Poetry. "Judith Goldman's book makes me very uncomfortable. She is so angry and she sets up so many barriers—brackets, slashes, cross-outs and the like—that she makes reading as complicated a proposition as locating the 'ethical good' in a corrupt political climate. She restores two visions at once: the avant-garde's insistance that poetic form be politically motivated and not just 'fun,' and the conviction that freedom is possible 'only' when we admit that we are not free"—Jennifer Moxley.

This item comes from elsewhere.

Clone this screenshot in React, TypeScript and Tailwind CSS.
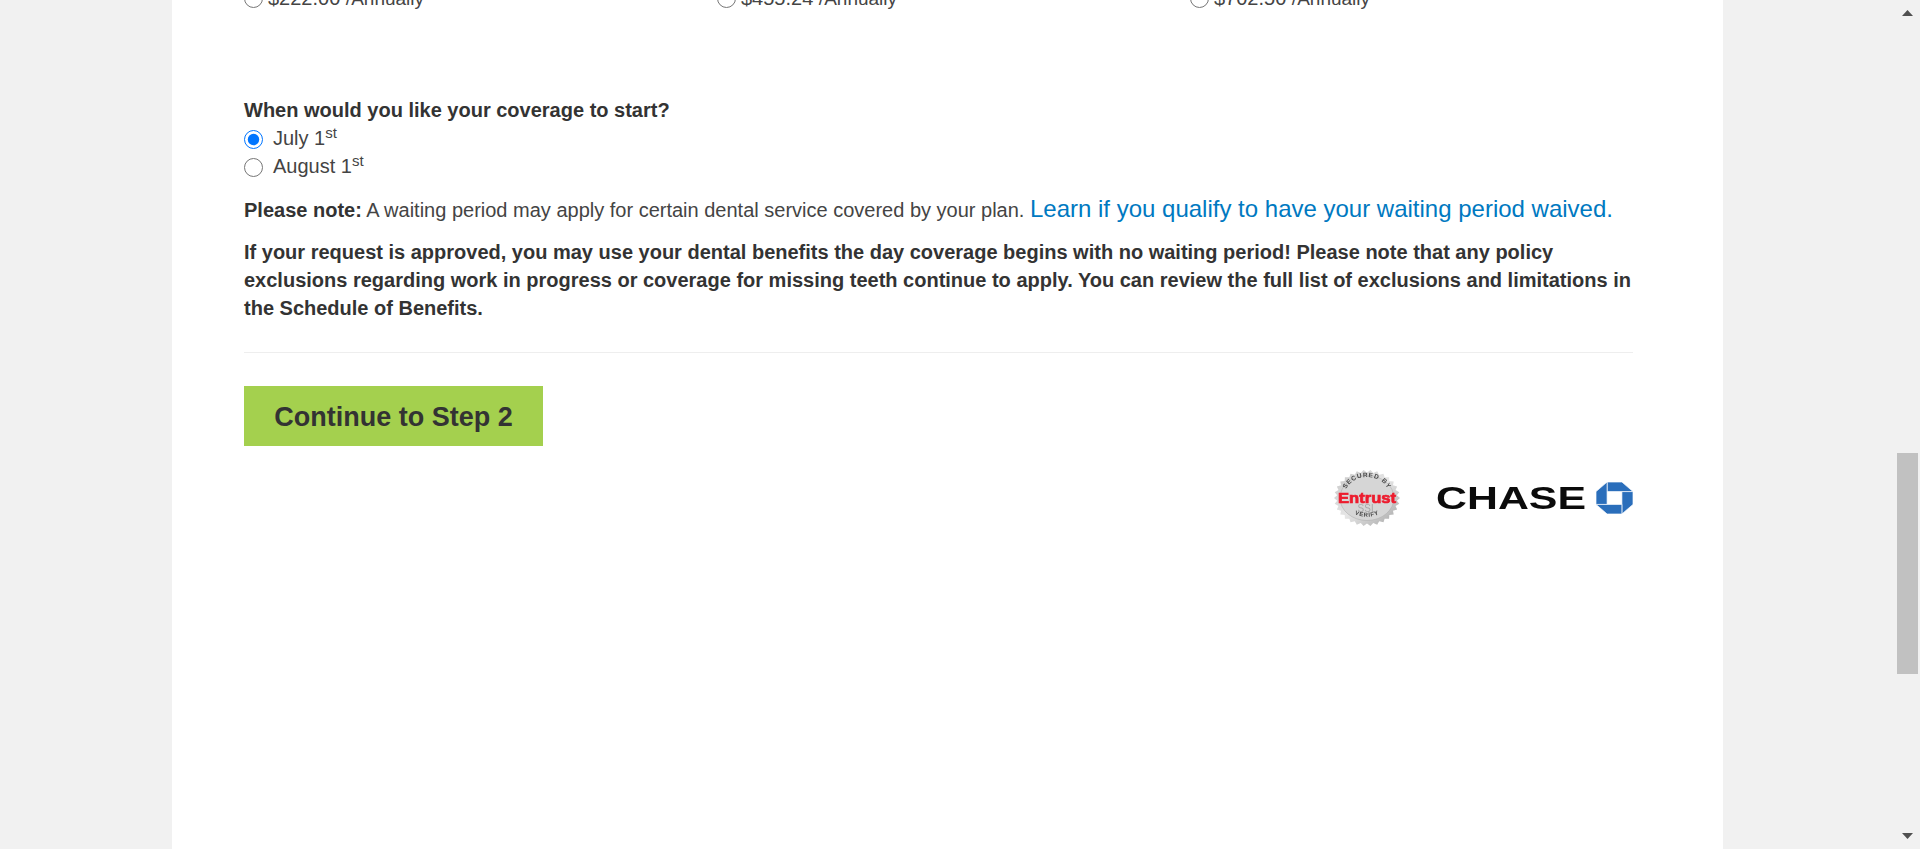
import React from 'react';

const font = "font-['Liberation_Sans',Arial,sans-serif]";

const plans = ['$222.00', '$455.24', '$702.50'];

const EntrustSeal = () => {
  const teeth: string[] = [];
  const n = 30;
  for (let i = 0; i < n * 2; i++) {
    const r = i % 2 === 0 ? 33 : 30;
    const a = (i / (n * 2)) * Math.PI * 2;
    teeth.push(`${(33 + Math.cos(a) * r).toFixed(2)},${(28 + Math.sin(a) * r * 0.85).toFixed(2)}`);
  }
  return (
    <svg width="66" height="56" viewBox="0 0 66 56" className="blur-[0.4px]">
      <defs>
        <linearGradient id="seal" x1="0" y1="0" x2="1" y2="1">
          <stop offset="0" stopColor="#c4c4c4" />
          <stop offset="0.5" stopColor="#e6e6e6" />
          <stop offset="1" stopColor="#a4a4a4" />
        </linearGradient>
        <path id="sealTop" d="M 11 25 A 22 18 0 0 1 55 25" />
        <path id="sealBottom" d="M 13 38 A 22 15 0 0 0 53 38" />
      </defs>
      <polygon points={teeth.join(' ')} fill="url(#seal)" />
      <ellipse cx="33" cy="28" rx="27" ry="22.5" fill="#d6d6d6" stroke="#b0b0b0" strokeWidth="0.6" />
      <text fontSize="6.5" fontWeight="700" fill="#4a4a4a" fontFamily="Liberation Sans, sans-serif" letterSpacing="0.8">
        <textPath href="#sealTop" startOffset="50%" textAnchor="middle">SECURED BY</textPath>
      </text>
      <text fontSize="6" fontWeight="700" fill="#4a4a4a" fontFamily="Liberation Sans, sans-serif" letterSpacing="0.6">
        <textPath href="#sealBottom" startOffset="50%" textAnchor="middle">VERIFY</textPath>
      </text>
      <text x="33" y="42" textAnchor="middle" fontSize="10" fill="#a8a8a8" fontFamily="Liberation Sans, sans-serif">SSL</text>
      <text x="33" y="33" textAnchor="middle" fontSize="15" fontWeight="700" fill="#ed1c2e" stroke="#ed1c2e" strokeWidth="0.7" fontFamily="Liberation Sans, sans-serif" textLength="58" lengthAdjust="spacingAndGlyphs">Entrust</text>
    </svg>
  );
};

const ChaseLogo = () => (
  <div className="flex items-center gap-[10px]">
    <svg width="150" height="32" viewBox="0 0 150 32" className="blur-[0.3px]">
      <text x="0" y="27" fontSize="32" fontWeight="700" fill="#0b0b0b" fontFamily="Liberation Sans, sans-serif" textLength="150" lengthAdjust="spacingAndGlyphs">CHASE</text>
    </svg>
    <svg width="37" height="32" viewBox="0 0 100 100" preserveAspectRatio="none">
      <g fill="#2a6ebb" stroke="#fff" strokeWidth="2">
        <polygon points="30,0 70,0 100,30 30,30" />
        <polygon points="100,30 100,70 70,100 70,30" />
        <polygon points="70,100 30,100 0,70 70,70" />
        <polygon points="0,70 0,30 30,0 30,70" />
      </g>
    </svg>
  </div>
);

export default function App() {
  return (
    <div className={`flex h-[849px] overflow-hidden bg-[#f1f1f1] ${font}`}>
      <div className="flex-1 flex justify-center min-w-0">
        <div className="w-[1551px] bg-white pl-[72px] pr-[90px] text-[20px] text-[#444]">
          <div className="grid grid-cols-3 -mt-[15px] w-[1419px]">
            {plans.map((p) => (
              <label key={p} className="flex items-center gap-[5px] h-[26px]">
                <input type="radio" name="plan" className="size-[19px] m-0" />
                <span>{p} <span className="text-[19px]">/Annually</span></span>
              </label>
            ))}
          </div>

          <p className="mt-[85px] font-bold leading-[28px] text-[#333]">When would you like your coverage to start?</p>
          <label className="flex items-center gap-[10px] h-[28px]">
            <input type="radio" name="start" defaultChecked className="size-[19px] m-0 translate-y-px" />
            <span>July 1<sup className="text-[15px]">st</sup></span>
          </label>
          <label className="flex items-center gap-[10px] h-[28px]">
            <input type="radio" name="start" className="size-[19px] m-0 translate-y-px" />
            <span>August 1<sup className="text-[15px]">st</sup></span>
          </label>

          <p className="mt-[14px] leading-[30px]">
            <strong className="text-[#333]">Please note:</strong> A waiting period may apply for certain dental service covered by your plan.{' '}
            <a href="#" className="text-[24px] text-[#0079c1]">Learn if you qualify to have your waiting period waived.</a>
          </p>
          <p className="mt-[13px] font-bold leading-[28px] text-[#333]">
            If your request is approved, you may use your dental benefits the day coverage begins with no waiting period! Please note that any policy exclusions regarding work in progress or coverage for missing teeth continue to apply. You can review the full list of exclusions and limitations in the Schedule of Benefits.
          </p>

          <hr className="mt-[30px] border-[#eee]" />

          <button className="mt-[33px] block w-[299px] h-[60px] pt-[3px] bg-[#a4d04e] text-[27px] font-bold text-[#333]">
            Continue to Step 2
          </button>

          <div className="mt-[24px] flex items-center justify-end gap-[36px]">
            <EntrustSeal />
            <ChaseLogo />
          </div>
        </div>
      </div>

      {/* scrollbar */}
      <div className="w-[25px] flex flex-col items-center bg-[#f1f1f1] pt-[10px] pb-[10px]">
        <svg width="11" height="6" viewBox="0 0 11 6" className="shrink-0"><polygon points="5.5,0 11,6 0,6" fill="#505050" /></svg>
        <div className="mt-[437px] w-[21px] h-[221px] bg-[#c1c1c1] shrink-0" />
        <div className="flex-1" />
        <svg width="11" height="6" viewBox="0 0 11 6" className="shrink-0"><polygon points="0,0 11,0 5.5,6" fill="#505050" /></svg>
      </div>
    </div>
  );
}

Author City: BUFFALO, NY USA
Judith Goldman is the author of VOCODER (Roof Books, 2001), DEATHSTAR/RICO-CHET (O Books, 2006), "the dispossessions" (atticus/finch, 2009), and L.B.; OR, CATENARIES (Krupskaya, 2011). She co-edited the annual journal WAR AND PEACE with Leslie Scalapino from 2005-2009 and currently edits a feature on contemporary innovative poetry for the e-journal Postmodern Culture. She is a Harper Schmidt Fellow and Collegiate Assistant Professor at the University of Chicago, teaching in the arts humanities core and in creative writing. In fall 2011 she was the Holloway Lecturer in the Practice of Poetry at University of California, Berkeley. She teaches in the English Department at the University of Buffalo.